A large majority of adults – regardless of their partisanship or ideology – say that Supreme Court justices should not bring their own political views into how they decide major cases. But there is more skepticism on whether justices are living up to this ideal – and partisans are more likely to give justices nominated by a president of their own party positive assessments than justices nominated by the opposing party’s president.

Chart shows partisans more likely to rate justices nominated by presidents from their own party as free from politics

Among the large majority of adults (84%) who say that Supreme Court justices should not bring their own political views into how they decide cases, just 16% say the justices are doing an excellent or good job in doing so. A majority (57%) say they do only fair or poor, while 26% are not sure.

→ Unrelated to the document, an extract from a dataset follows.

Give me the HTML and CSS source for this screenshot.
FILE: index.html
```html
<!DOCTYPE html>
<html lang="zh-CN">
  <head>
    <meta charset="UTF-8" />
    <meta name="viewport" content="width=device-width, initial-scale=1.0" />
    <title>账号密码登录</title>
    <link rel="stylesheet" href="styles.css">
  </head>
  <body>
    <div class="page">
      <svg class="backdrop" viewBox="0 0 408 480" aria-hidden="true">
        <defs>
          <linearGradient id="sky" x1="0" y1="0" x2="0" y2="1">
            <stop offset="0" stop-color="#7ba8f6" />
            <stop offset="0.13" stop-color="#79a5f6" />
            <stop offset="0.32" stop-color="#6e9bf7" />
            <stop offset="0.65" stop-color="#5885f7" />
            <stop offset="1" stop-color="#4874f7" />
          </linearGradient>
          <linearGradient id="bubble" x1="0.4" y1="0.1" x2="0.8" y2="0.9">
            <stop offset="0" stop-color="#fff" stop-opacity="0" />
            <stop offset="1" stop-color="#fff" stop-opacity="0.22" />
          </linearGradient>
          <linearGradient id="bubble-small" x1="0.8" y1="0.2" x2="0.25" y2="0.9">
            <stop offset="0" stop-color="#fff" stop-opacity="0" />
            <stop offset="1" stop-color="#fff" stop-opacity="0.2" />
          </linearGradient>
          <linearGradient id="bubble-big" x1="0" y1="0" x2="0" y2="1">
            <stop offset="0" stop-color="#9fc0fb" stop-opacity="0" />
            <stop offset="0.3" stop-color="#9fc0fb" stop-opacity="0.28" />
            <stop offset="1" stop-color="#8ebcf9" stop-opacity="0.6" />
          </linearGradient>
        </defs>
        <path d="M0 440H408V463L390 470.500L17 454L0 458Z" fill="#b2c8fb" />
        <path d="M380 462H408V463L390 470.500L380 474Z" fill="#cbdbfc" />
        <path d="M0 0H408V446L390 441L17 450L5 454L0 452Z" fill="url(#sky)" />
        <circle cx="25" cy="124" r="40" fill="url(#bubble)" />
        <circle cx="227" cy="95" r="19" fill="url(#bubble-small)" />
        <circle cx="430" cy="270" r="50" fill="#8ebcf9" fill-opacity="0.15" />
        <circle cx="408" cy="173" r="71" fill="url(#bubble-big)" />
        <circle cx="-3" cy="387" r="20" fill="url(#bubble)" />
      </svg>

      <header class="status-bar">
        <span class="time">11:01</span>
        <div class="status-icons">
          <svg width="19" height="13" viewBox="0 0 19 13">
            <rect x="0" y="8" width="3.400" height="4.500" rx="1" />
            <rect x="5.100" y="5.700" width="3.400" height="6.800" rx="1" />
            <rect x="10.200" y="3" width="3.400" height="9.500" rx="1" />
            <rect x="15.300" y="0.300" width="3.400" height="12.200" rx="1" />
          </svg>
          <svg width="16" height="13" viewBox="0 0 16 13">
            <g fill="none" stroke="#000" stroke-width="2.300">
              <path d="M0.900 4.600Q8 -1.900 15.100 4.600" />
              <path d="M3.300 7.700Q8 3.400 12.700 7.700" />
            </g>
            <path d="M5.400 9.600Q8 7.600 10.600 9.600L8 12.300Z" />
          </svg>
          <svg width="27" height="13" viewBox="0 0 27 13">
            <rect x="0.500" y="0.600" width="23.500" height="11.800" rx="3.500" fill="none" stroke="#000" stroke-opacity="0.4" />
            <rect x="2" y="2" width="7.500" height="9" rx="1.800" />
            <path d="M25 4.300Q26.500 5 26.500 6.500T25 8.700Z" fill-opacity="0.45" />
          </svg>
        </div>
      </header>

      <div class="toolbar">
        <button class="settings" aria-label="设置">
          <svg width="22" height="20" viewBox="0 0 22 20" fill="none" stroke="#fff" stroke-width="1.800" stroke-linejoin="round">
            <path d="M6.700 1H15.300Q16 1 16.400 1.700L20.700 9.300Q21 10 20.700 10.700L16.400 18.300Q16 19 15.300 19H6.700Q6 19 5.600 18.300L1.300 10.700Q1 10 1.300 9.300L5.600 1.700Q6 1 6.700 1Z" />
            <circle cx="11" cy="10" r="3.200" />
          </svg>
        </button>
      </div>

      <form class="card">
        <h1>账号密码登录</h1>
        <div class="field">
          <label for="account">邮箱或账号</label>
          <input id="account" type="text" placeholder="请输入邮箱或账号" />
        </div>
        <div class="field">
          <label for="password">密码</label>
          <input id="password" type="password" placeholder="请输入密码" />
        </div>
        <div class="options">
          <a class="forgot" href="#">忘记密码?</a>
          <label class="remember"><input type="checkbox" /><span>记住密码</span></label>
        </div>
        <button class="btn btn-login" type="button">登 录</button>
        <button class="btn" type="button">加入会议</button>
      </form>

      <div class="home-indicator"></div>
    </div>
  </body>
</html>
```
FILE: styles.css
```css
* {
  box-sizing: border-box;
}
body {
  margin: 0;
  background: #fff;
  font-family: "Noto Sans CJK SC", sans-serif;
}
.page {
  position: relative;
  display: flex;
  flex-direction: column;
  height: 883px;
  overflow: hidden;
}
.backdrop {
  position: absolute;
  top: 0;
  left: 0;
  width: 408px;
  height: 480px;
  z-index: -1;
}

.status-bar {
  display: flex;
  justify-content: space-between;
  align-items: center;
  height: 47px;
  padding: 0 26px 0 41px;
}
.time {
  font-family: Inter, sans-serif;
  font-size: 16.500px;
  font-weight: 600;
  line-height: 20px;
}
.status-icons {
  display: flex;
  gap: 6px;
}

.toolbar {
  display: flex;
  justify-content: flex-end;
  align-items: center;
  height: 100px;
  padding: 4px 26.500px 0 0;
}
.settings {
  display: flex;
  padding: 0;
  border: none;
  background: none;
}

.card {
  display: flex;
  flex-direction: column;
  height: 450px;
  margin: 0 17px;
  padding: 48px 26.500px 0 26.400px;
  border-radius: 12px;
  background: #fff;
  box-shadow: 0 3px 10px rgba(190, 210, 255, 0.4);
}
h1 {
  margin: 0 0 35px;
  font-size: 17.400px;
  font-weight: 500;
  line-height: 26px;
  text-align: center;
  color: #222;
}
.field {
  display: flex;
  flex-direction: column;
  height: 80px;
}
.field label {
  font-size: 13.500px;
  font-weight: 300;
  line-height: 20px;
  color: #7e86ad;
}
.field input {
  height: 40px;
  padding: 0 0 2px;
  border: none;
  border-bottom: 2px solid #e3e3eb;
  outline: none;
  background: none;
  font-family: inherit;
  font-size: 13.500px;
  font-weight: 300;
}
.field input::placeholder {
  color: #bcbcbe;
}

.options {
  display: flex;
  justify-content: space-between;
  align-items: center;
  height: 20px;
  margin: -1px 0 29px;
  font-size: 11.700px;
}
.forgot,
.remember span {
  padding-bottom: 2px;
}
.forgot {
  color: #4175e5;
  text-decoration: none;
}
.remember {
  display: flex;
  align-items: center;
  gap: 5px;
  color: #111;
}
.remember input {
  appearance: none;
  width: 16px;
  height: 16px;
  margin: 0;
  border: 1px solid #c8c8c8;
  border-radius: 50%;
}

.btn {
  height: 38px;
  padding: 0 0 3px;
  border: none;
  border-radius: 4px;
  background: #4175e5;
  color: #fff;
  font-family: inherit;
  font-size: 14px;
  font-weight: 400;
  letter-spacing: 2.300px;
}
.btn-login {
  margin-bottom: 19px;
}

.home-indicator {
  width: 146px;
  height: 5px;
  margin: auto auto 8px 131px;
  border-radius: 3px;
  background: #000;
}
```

Though neither Republicans nor Democrats say that justices are doing a good job at keeping their political views out of cases, Republicans are twice as likely as Democrats to say justices are doing a good job remaining politically neutral (24% vs. 12%).

However, Republicans and Democrats are much more likely to say that justices nominated by their own party’s presidents are doing a better job at keeping their political views out of decisions than justices nominated by the opposing party.

For example, among Republicans and Republican leaners who say justices should not bring their own political views into how they decide cases, 45% say that justices nominated by Republican presidents are doing at least a good job in keeping their political views out of decisions. Just 12% of this group say this about justices nominated by Democratic presidents.

There is a similar pattern among Democrats and Democratic leaners who want justices to keep their political views out of their decisions: 44% say justices nominated by Democratic presidents are doing at least a good job at being politically neutral – but just 12% say this about justices nominated by Republican presidents.